Check each line of the listing below for the string "screenshot", and copy the ones that have it.

• Dataset records:
===

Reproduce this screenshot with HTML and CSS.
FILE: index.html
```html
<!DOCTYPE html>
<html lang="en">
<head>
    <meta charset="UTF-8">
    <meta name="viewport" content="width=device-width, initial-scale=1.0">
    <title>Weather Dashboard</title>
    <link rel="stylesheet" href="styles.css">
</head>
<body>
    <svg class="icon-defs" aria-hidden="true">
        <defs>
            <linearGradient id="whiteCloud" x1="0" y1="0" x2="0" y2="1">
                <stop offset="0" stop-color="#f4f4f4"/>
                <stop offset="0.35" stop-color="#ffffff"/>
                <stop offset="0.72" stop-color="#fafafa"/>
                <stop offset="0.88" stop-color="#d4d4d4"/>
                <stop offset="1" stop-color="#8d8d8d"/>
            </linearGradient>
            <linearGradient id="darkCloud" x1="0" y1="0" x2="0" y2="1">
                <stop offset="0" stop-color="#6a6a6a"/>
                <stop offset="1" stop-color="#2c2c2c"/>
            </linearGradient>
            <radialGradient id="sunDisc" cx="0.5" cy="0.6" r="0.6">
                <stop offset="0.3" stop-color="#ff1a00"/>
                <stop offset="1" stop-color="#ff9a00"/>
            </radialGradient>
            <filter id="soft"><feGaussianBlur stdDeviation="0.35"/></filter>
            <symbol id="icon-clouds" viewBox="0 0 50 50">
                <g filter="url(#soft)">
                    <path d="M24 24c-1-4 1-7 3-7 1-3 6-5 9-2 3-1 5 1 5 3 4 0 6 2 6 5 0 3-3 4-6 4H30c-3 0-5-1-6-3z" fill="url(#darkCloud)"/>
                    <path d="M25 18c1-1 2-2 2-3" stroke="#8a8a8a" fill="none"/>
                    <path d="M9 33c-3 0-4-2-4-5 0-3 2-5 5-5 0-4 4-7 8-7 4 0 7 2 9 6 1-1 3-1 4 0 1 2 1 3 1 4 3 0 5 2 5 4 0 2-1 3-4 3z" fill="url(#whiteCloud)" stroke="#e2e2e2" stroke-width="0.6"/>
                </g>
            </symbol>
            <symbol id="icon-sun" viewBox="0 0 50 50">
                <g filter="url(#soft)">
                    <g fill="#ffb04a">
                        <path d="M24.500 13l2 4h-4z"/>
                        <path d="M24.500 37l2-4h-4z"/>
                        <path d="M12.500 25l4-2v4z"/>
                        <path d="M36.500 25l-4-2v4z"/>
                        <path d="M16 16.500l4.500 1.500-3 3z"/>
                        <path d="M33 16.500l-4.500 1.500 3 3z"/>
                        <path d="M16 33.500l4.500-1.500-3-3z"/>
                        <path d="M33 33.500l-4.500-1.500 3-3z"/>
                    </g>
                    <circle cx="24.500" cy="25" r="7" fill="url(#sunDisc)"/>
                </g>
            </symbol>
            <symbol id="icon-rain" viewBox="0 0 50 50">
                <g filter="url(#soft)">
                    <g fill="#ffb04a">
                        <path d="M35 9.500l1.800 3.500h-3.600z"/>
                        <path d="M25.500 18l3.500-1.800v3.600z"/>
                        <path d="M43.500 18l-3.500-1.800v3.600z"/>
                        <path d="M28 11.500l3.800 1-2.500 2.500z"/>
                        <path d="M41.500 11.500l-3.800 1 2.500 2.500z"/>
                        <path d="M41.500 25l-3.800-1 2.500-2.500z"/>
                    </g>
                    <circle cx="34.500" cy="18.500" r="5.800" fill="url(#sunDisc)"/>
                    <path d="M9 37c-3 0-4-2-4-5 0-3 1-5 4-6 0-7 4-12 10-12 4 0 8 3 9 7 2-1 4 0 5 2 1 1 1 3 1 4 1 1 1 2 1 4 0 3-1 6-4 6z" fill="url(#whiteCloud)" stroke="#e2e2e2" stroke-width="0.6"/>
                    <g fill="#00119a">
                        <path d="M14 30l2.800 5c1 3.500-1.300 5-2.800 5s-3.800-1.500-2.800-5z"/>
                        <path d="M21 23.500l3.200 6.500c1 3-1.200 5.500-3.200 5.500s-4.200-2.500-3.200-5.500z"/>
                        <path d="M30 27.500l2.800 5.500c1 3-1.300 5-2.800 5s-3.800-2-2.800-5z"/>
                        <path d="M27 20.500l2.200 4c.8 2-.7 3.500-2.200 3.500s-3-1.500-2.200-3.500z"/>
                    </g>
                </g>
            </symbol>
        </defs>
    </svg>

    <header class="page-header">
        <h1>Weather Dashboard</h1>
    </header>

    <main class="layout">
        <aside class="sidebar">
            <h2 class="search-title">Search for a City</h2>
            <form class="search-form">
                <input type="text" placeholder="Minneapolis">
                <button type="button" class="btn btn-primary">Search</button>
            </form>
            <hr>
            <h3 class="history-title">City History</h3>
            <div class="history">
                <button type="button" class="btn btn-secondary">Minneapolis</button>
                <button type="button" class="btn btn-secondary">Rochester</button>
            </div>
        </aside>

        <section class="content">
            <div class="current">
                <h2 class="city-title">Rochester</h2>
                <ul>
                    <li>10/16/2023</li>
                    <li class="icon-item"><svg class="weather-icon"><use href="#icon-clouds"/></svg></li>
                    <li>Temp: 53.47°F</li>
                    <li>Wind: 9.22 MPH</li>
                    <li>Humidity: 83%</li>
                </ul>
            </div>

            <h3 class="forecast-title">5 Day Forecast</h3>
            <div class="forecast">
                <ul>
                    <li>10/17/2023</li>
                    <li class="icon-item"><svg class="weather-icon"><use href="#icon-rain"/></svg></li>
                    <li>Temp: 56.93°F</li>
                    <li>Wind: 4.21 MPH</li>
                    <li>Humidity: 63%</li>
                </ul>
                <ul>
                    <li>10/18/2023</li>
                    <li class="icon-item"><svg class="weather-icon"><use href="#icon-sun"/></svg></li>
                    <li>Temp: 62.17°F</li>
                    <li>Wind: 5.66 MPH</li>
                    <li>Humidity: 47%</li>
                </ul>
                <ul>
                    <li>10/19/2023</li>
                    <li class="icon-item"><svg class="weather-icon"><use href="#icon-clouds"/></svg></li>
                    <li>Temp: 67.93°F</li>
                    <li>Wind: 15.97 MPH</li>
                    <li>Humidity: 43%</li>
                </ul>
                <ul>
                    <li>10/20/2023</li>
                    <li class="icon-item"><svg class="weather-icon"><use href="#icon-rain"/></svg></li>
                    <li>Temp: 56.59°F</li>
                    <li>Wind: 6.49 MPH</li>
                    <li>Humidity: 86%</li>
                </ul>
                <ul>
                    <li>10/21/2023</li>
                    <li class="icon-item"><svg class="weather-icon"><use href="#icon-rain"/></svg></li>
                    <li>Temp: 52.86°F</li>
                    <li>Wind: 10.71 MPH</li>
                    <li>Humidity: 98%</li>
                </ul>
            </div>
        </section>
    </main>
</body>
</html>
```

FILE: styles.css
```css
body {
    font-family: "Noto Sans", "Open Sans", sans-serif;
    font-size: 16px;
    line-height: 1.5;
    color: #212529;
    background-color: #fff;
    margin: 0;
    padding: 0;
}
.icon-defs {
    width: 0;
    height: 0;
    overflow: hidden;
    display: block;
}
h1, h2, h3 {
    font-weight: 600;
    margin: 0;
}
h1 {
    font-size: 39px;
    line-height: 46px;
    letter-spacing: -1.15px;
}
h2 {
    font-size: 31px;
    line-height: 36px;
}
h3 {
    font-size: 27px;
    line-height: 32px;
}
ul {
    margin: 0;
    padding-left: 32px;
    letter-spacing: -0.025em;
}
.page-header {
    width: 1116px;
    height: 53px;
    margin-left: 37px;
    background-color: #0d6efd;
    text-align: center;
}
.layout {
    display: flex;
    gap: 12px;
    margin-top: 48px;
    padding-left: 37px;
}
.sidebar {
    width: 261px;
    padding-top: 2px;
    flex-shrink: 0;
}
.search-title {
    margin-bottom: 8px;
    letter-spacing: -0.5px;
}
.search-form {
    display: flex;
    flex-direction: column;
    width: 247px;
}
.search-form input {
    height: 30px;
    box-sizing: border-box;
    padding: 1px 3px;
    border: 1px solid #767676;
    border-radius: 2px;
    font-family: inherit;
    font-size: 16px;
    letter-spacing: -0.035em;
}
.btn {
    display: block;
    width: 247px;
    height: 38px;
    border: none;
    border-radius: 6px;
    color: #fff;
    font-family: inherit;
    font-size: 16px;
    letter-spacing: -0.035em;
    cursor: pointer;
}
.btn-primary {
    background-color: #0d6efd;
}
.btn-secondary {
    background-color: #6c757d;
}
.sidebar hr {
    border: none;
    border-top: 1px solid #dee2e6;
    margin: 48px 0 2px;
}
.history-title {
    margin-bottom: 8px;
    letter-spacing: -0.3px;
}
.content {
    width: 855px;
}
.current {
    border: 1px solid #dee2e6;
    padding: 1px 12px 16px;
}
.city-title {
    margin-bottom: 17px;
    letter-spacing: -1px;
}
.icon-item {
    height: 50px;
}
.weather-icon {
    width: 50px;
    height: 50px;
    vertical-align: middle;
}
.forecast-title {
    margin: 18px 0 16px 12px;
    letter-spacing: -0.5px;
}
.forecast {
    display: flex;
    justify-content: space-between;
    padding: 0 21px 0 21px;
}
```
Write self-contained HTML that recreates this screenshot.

===

• Written solution:
Reproduce this screenshot with HTML and CSS.
Write self-contained HTML that recreates this screenshot.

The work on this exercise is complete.